En su casa, compartía el amor por la creación y la estética con una compañera que dirigía obras de teatro y las hijas amantes de la danza y de la enseñanza. Familia agrandada con los nietos, herederos de las mismas querencias de radio, orquesta, cine, ballet, libros, muchos libros, artes plásticas.

Causó asombro cuando la voz se volvió familiar en el barrio de Sopocachi, que amaba caminar, otro gusto que heredó a la familia. Cómo decía don Flavio Machicado, para qué tomar un taxi si se puede disfrutar un paseo, observar, encontrar a los amigos, a los vecinos.

Era él. El mismo que formó periodistas en cada lugar donde trabajó, sobre todo en la mítica Radio Cristal, la radio sin estridencias. En el velorio se escuchaban las historias de la jovencita que impulsó a salir en busca de la noticia, de la locutora que aprendió con él a modular la voz, de los colegas que gozaron su amistad. Hombre sin enemigos.

Era de los periodistas que no se silencian; a la vez, de los que no aprovechan su llegada masiva para denigrar a enemigos o ganar favoritismos. Fue el pionero de los noticieros de largo aliento, desde la calle; de las entrevistas en profundidad; de la participación de todo aquel que gestaba algún hecho cultural. Atendía con la misma solemnidad al charanguista de la peña como al premio nobel peruano.

Radio Cristal era la emisora correspondiente para difundir las noticias de la BBC o de la Radio Neerland. A media jornada, los paceños ya sabían lo que sucedía en la sede de gobierno, en el país, en el mundo. Sin estridencias. No faltaban los espacios deportivos y las coberturas pioneras a las elecciones nacionales, las protestas, las sesiones parlamentarias.

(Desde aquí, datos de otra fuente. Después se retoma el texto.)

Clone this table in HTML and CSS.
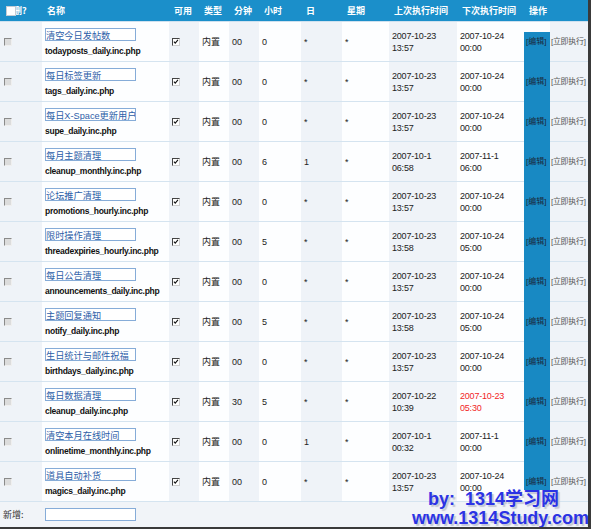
FILE: index.html
```html
<!DOCTYPE html>
<html>
<head>
<meta charset="utf-8">
<link rel="stylesheet" href="styles.css">
</head>
<body>
<div class="page">
<table class="grid">
<colgroup>
<col class="w-del"><col class="w-name"><col class="w-30"><col class="w-30"><col class="w-30"><col class="w-hour"><col class="w-day"><col class="w-week"><col class="w-last"><col class="w-next"><col class="w-edit"><col class="w-run">
</colgroup>
<thead>
<tr>
<th class="h-del"><span class="hcb"></span>删?</th><th>名称</th><th>可用</th><th>类型</th><th>分钟</th><th>小时</th><th>日</th><th>星期</th><th>上次执行时间</th><th>下次执行时间</th><th colspan="2">操作</th>
</tr>
</thead>
<tbody>
<tr class="first"><td class="sh"><span class="cb"></span></td><td class="name"><input class="ti" value="清空今日发帖数"><div class="fn">todayposts_daily.inc.php</div></td><td class="sh"><span class="cb on"><svg viewBox="0 0 8 8"><path d="M1.2 3.4 L3 5.6 L6.6 1.2"/></svg></span></td><td class="cn">内置</td><td class="sh">00</td><td>0</td><td class="sh">*</td><td>*</td><td class="sh dt">2007-10-23<br>13:57</td><td class="dt">2007-10-24<br>00:00</td><td class="ed">[编辑]</td><td class="sh run">[立即执行]</td></tr>
<tr><td class="sh"><span class="cb"></span></td><td class="name"><input class="ti" value="每日标签更新"><div class="fn">tags_daily.inc.php</div></td><td class="sh"><span class="cb on"><svg viewBox="0 0 8 8"><path d="M1.2 3.4 L3 5.6 L6.6 1.2"/></svg></span></td><td class="cn">内置</td><td class="sh">00</td><td>0</td><td class="sh">*</td><td>*</td><td class="sh dt">2007-10-23<br>13:57</td><td class="dt">2007-10-24<br>00:00</td><td class="ed">[编辑]</td><td class="sh run">[立即执行]</td></tr>
<tr><td class="sh"><span class="cb"></span></td><td class="name"><input class="ti" value="每日X-Space更新用户"><div class="fn">supe_daily.inc.php</div></td><td class="sh"><span class="cb on"><svg viewBox="0 0 8 8"><path d="M1.2 3.4 L3 5.6 L6.6 1.2"/></svg></span></td><td class="cn">内置</td><td class="sh">00</td><td>0</td><td class="sh">*</td><td>*</td><td class="sh dt">2007-10-23<br>13:57</td><td class="dt">2007-10-24<br>00:00</td><td class="ed">[编辑]</td><td class="sh run">[立即执行]</td></tr>
<tr><td class="sh"><span class="cb"></span></td><td class="name"><input class="ti" value="每月主题清理"><div class="fn">cleanup_monthly.inc.php</div></td><td class="sh"><span class="cb on"><svg viewBox="0 0 8 8"><path d="M1.2 3.4 L3 5.6 L6.6 1.2"/></svg></span></td><td class="cn">内置</td><td class="sh">00</td><td>6</td><td class="sh">1</td><td>*</td><td class="sh dt">2007-10-1<br>06:58</td><td class="dt">2007-11-1<br>06:00</td><td class="ed">[编辑]</td><td class="sh run">[立即执行]</td></tr>
<tr><td class="sh"><span class="cb"></span></td><td class="name"><input class="ti" value="论坛推广清理"><div class="fn">promotions_hourly.inc.php</div></td><td class="sh"><span class="cb on"><svg viewBox="0 0 8 8"><path d="M1.2 3.4 L3 5.6 L6.6 1.2"/></svg></span></td><td class="cn">内置</td><td class="sh">00</td><td>0</td><td class="sh">*</td><td>*</td><td class="sh dt">2007-10-23<br>13:57</td><td class="dt">2007-10-24<br>00:00</td><td class="ed">[编辑]</td><td class="sh run">[立即执行]</td></tr>
<tr><td class="sh"><span class="cb"></span></td><td class="name"><input class="ti" value="限时操作清理"><div class="fn">threadexpiries_hourly.inc.php</div></td><td class="sh"><span class="cb on"><svg viewBox="0 0 8 8"><path d="M1.2 3.4 L3 5.6 L6.6 1.2"/></svg></span></td><td class="cn">内置</td><td class="sh">00</td><td>5</td><td class="sh">*</td><td>*</td><td class="sh dt">2007-10-23<br>13:58</td><td class="dt">2007-10-24<br>05:00</td><td class="ed">[编辑]</td><td class="sh run">[立即执行]</td></tr>
<tr><td class="sh"><span class="cb"></span></td><td class="name"><input class="ti" value="每日公告清理"><div class="fn">announcements_daily.inc.php</div></td><td class="sh"><span class="cb on"><svg viewBox="0 0 8 8"><path d="M1.2 3.4 L3 5.6 L6.6 1.2"/></svg></span></td><td class="cn">内置</td><td class="sh">00</td><td>0</td><td class="sh">*</td><td>*</td><td class="sh dt">2007-10-23<br>13:57</td><td class="dt">2007-10-24<br>00:00</td><td class="ed">[编辑]</td><td class="sh run">[立即执行]</td></tr>
<tr><td class="sh"><span class="cb"></span></td><td class="name"><input class="ti" value="主题回复通知"><div class="fn">notify_daily.inc.php</div></td><td class="sh"><span class="cb on"><svg viewBox="0 0 8 8"><path d="M1.2 3.4 L3 5.6 L6.6 1.2"/></svg></span></td><td class="cn">内置</td><td class="sh">00</td><td>5</td><td class="sh">*</td><td>*</td><td class="sh dt">2007-10-23<br>13:58</td><td class="dt">2007-10-24<br>05:00</td><td class="ed">[编辑]</td><td class="sh run">[立即执行]</td></tr>
<tr><td class="sh"><span class="cb"></span></td><td class="name"><input class="ti" value="生日统计与邮件祝福"><div class="fn">birthdays_daily.inc.php</div></td><td class="sh"><span class="cb on"><svg viewBox="0 0 8 8"><path d="M1.2 3.4 L3 5.6 L6.6 1.2"/></svg></span></td><td class="cn">内置</td><td class="sh">00</td><td>0</td><td class="sh">*</td><td>*</td><td class="sh dt">2007-10-23<br>13:57</td><td class="dt">2007-10-24<br>00:00</td><td class="ed">[编辑]</td><td class="sh run">[立即执行]</td></tr>
<tr><td class="sh"><span class="cb"></span></td><td class="name"><input class="ti" value="每日数据清理"><div class="fn">cleanup_daily.inc.php</div></td><td class="sh"><span class="cb on"><svg viewBox="0 0 8 8"><path d="M1.2 3.4 L3 5.6 L6.6 1.2"/></svg></span></td><td class="cn">内置</td><td class="sh">30</td><td>5</td><td class="sh">*</td><td>*</td><td class="sh dt">2007-10-22<br>10:39</td><td class="dt due">2007-10-23<br>05:30</td><td class="ed">[编辑]</td><td class="sh run">[立即执行]</td></tr>
<tr><td class="sh"><span class="cb"></span></td><td class="name"><input class="ti" value="清空本月在线时间"><div class="fn">onlinetime_monthly.inc.php</div></td><td class="sh"><span class="cb on"><svg viewBox="0 0 8 8"><path d="M1.2 3.4 L3 5.6 L6.6 1.2"/></svg></span></td><td class="cn">内置</td><td class="sh">00</td><td>0</td><td class="sh">1</td><td>*</td><td class="sh dt">2007-10-1<br>00:32</td><td class="dt">2007-11-1<br>00:00</td><td class="ed">[编辑]</td><td class="sh run">[立即执行]</td></tr>
<tr class="last"><td class="sh"><span class="cb"></span></td><td class="name"><input class="ti" value="道具自动补货"><div class="fn">magics_daily.inc.php</div></td><td class="sh"><span class="cb on"><svg viewBox="0 0 8 8"><path d="M1.2 3.4 L3 5.6 L6.6 1.2"/></svg></span></td><td class="cn">内置</td><td class="sh">00</td><td>0</td><td class="sh">*</td><td>*</td><td class="sh dt">2007-10-23<br>13:57</td><td class="dt">2007-10-24<br>00:00</td><td class="ed">[编辑]</td><td class="sh run">[立即执行]</td></tr>
</tbody>
<tfoot>
<tr><td class="cn add">新增:</td><td colspan="11" class="addcell"><input class="ti"></td></tr>
</tfoot>
</table>
<div class="mark"><div class="m1">by:&nbsp; 1314学习网</div><div class="m2">www.1314Study.com</div></div>
</div>
</body>
</html>
```

FILE: styles.css
```css
html, body {
  margin: 0;
  padding: 0;
  background: #ffffff;
}
.page {
  position: relative;
  width: 588px;
  height: 527px;
  border-right: 3px solid #3a3a3a;
  border-bottom: 2px solid #3a3a3a;
  overflow: hidden;
  font-family: "Liberation Sans", "Noto Sans CJK SC", sans-serif;
  color: #222;
}
.grid {
  width: 588px;
  table-layout: fixed;
  border-collapse: separate;
  border-spacing: 0;
}
.w-del { width: 42px; }
.w-name { width: 127px; }
.w-30 { width: 30px; }
.w-hour { width: 42px; }
.w-day { width: 41px; }
.w-week { width: 47px; }
.w-last { width: 68px; }
.w-next { width: 67px; }
.w-edit { width: 26px; }
.w-run { width: 38px; }

.grid th {
  height: 21px;
  padding: 0 0 0 5px;
  background: #1b8fca;
  color: #ffffff;
  font-family: "Noto Sans CJK SC", sans-serif;
  font-weight: bold;
  font-size: 9px;
  text-align: left;
  white-space: nowrap;
  border-bottom: 1px solid #cfe1ef;
  overflow: hidden;
}
.grid th.h-del {
  position: relative;
  padding-left: 13px;
}
.hcb {
  position: absolute;
  left: 6px;
  top: 6px;
  width: 8px;
  height: 8px;
  background: #ffffff;
  border: 1px solid #c4ccd4;
}
.grid td {
  height: 39px;
  padding: 0 0 0 3px;
  vertical-align: middle;
  font-size: 9px;
  line-height: 12px;
  background: #fdfeff;
  border-bottom: 1px solid #d5e4f0;
  white-space: nowrap;
  overflow: hidden;
}
.grid td.sh {
  background: #eff3f8;
}
.grid td.name {
  vertical-align: top;
  padding-top: 6px;
  height: 33px;
}
.ti {
  display: block;
  width: 91px;
  height: 13px;
  box-sizing: border-box;
  margin: 0;
  padding: 0;
  border: 1px solid #86acd8;
  background: #ffffff;
  font-family: "Liberation Sans", "Noto Sans CJK SC", sans-serif;
  font-size: 9.2px;
  line-height: 11px;
  color: #2d5ea8;
  outline: none;
}
.fn {
  margin-top: 5px;
  font-size: 8.5px;
  line-height: 11px;
  font-weight: bold;
  letter-spacing: -0.25px;
  color: #111;
}
.cb {
  display: block;
  width: 6px;
  height: 6px;
  margin-left: 1px;
  background: #dcdcdc;
  border: 1px solid;
  border-color: #8a8a8a #efefef #efefef #8a8a8a;
}
.cb.on {
  background: #ffffff;
  border-color: #444 #cfcfcf #cfcfcf #444;
  margin-left: 0;
}
.cb svg {
  display: block;
  width: 6px;
  height: 6px;
}
.cb path {
  fill: none;
  stroke: #111;
  stroke-width: 1.4;
}
.cn {
  font-family: "Noto Sans CJK SC", sans-serif;
  font-size: 8px;
}
.grid td.dt {
  letter-spacing: -0.2px;
}
.grid td.due {
  color: #f21f1f;
}
.grid td.ed {
  background: #1889c3;
  border-bottom-color: #1889c3;
  font-family: "Liberation Sans", "Noto Sans CJK SC", sans-serif;
  font-size: 8px;
  color: #1a2a3a;
  padding-left: 2px;
}
.grid tr.first td.ed {
  background: linear-gradient(to bottom, #fdfeff 10px, #1889c3 10px);
}
.grid tr.last td.ed {
  background: linear-gradient(to bottom, #1889c3 28px, #eef2f6 28px);
  border-bottom-color: #d5e4f0;
}
.grid td.run {
  font-family: "Liberation Sans", "Noto Sans CJK SC", sans-serif;
  font-size: 8px;
  letter-spacing: -0.3px;
  color: #555;
  padding-left: 1px;
  overflow: visible;
}
.grid tfoot td {
  height: 25px;
  border-bottom: none;
  background: #f1f4f8;
}
.grid tfoot td.add {
  color: #333;
}
.grid tfoot td.addcell {
  padding-top: 0;
}
.mark {
  position: absolute;
  left: 412px;
  top: 490px;
  font-family: "Liberation Sans", "Noto Sans CJK SC", sans-serif;
  font-weight: bold;
  font-size: 18px;
  color: #2b33e4;
  text-shadow: 2px 2px 1px #c3c6d6;
  white-space: nowrap;
}
.m1 {
  height: 19px;
  line-height: 19px;
  padding-left: 16px;
}
.m2 {
  height: 19px;
  line-height: 19px;
}
```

La voz también se colaba en las manos para escribir con pulcritud columnas de opinión en los principales periódicos del país. Escritos que reflejan su amplio conocimiento de cultura y de historia (en la radio también ponía voz a la investigación de Luis S. Crespo sobre el día histórico). Reunidos en un libro, son una breve enseñanza de la coyuntura nacional, con el mismo timbre equilibrado y serenísimo del sonido de la voz.

Participó activamente en los gremios de la prensa, como dirigente, como miembro del Tribunal de Honor, como redactor del más certero Código de Ética de la Asociación de Periodistas de La Paz. Mereció muchas distinciones, entre ellas el Premio Nacional de Periodismo.

Esa voz se volvió susurro con las luces del amanecer del pasado 19 de diciembre en la misma ciudad donde nació. Al atardecer, volvió a sonar porque las grabaciones con la voz de Mario Castro Monterrey permanecerán en la eternidad.